‘Drunk Mom: A Memoir’ by Jowita Bydlowska
So much of mothering is about surveillance: surveillance of self (Should I have eaten that? Why didn’t I realize the baby was wet? I should be happy…), surveillance of child (Is the baby breathing? Is the baby latching on properly? Don’t put that in your mouth, baby!), and others’ surveillance of self and child (It’s cold out—your baby should have a hat on. Nursing should be done in private. And isn’t your child too old to be nursing anyway?), most of it fuelled by anxiety, uncertainty, and a society-wide desire to box up mothers so that nothing “unpleasant” slips out. Even as I write, worldwide debate swirls regarding the seemliness of the Duchess of Cambridge’s post-birth bump and, here in Winnipeg, there is much discussion about the nature of Lisa Gibson, a woman who appears to have killed her children and herself whilst in the grip of post-partum depression.
I began to think about mothering’s relationship with surveillance while reading Drunk Mom, Torontonian Jowita Bydlowska’s riveting memoir about her addiction. As she notes, “All I had to do was be a mother to a little baby. That is all. Just a mother.” Yet being a mother is hardly simple, especially when you’re a long-time alcoholic with only three and a half years of sobriety who “prefer[s] drinking to anything in the world: sex, food, sleep. My child, my lover, anything. I love to drinkIt’s like little zaps of gold going through me, charging me, starting me up. When I drink, I fill with real gold and become god-like.”

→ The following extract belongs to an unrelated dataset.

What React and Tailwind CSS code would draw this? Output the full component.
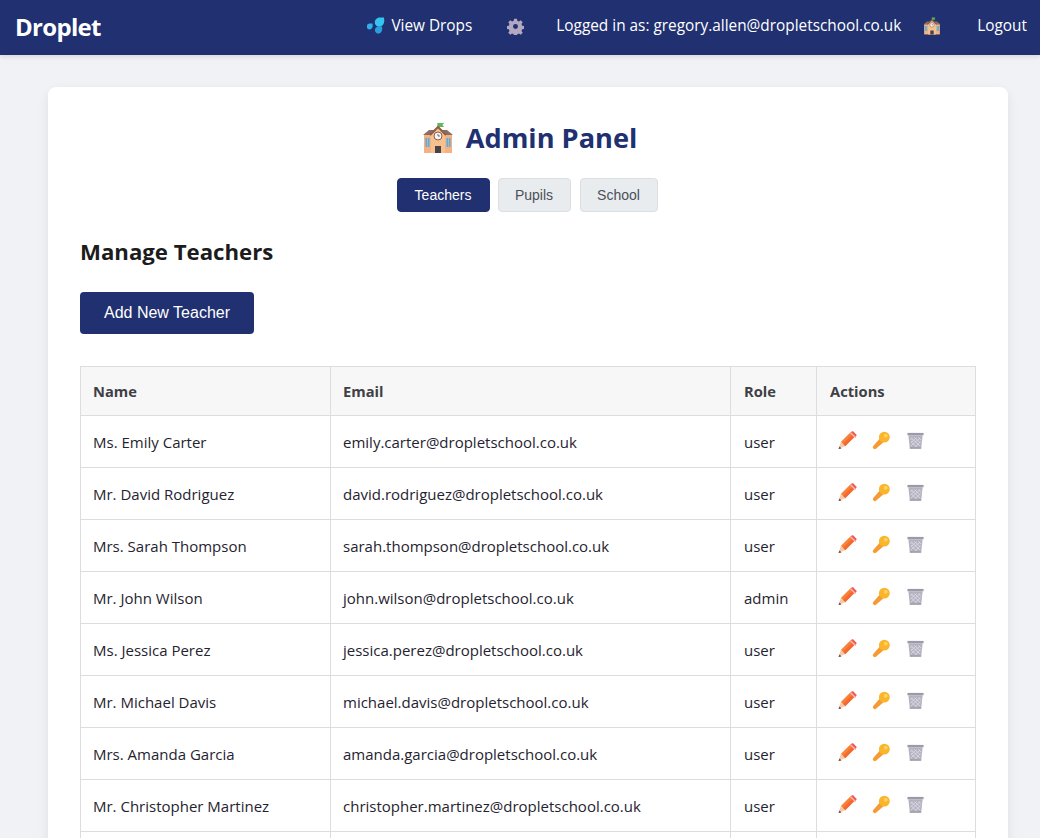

A self-described blackout drunk, Bydlowska remarks that, “Living is difficult. Dying is difficult. Being dead is not difficult. And what else is a blackout if not death?” So one function of the author’s alcoholism is that it releases her from surveying either herself or her son Hugo (called Frankie in the book). For example, early on she asks herself why she’s relapsed and responds, “I don’t know why. Or I know why and I don’t have the time to go over it right now. Or there are too many whys to consider. Or who really cares why?” In this way Bydlowska can avoid the question long enough to drink another mickey of vodka and black out while the baby, “soaked in piss and milk,” screams.
Bydlowska takes this distressing image of her son’s need and uses it to convey the power of her own desire for alcohol:
I want something.
This is no ordinary wanting.
This is the wanting that has no end.
It’s an obscene appetite; it’s uncontrollable with mouth wide open, insisting. It’s a baby—a wet, hungry baby that no one is picking up to soothe.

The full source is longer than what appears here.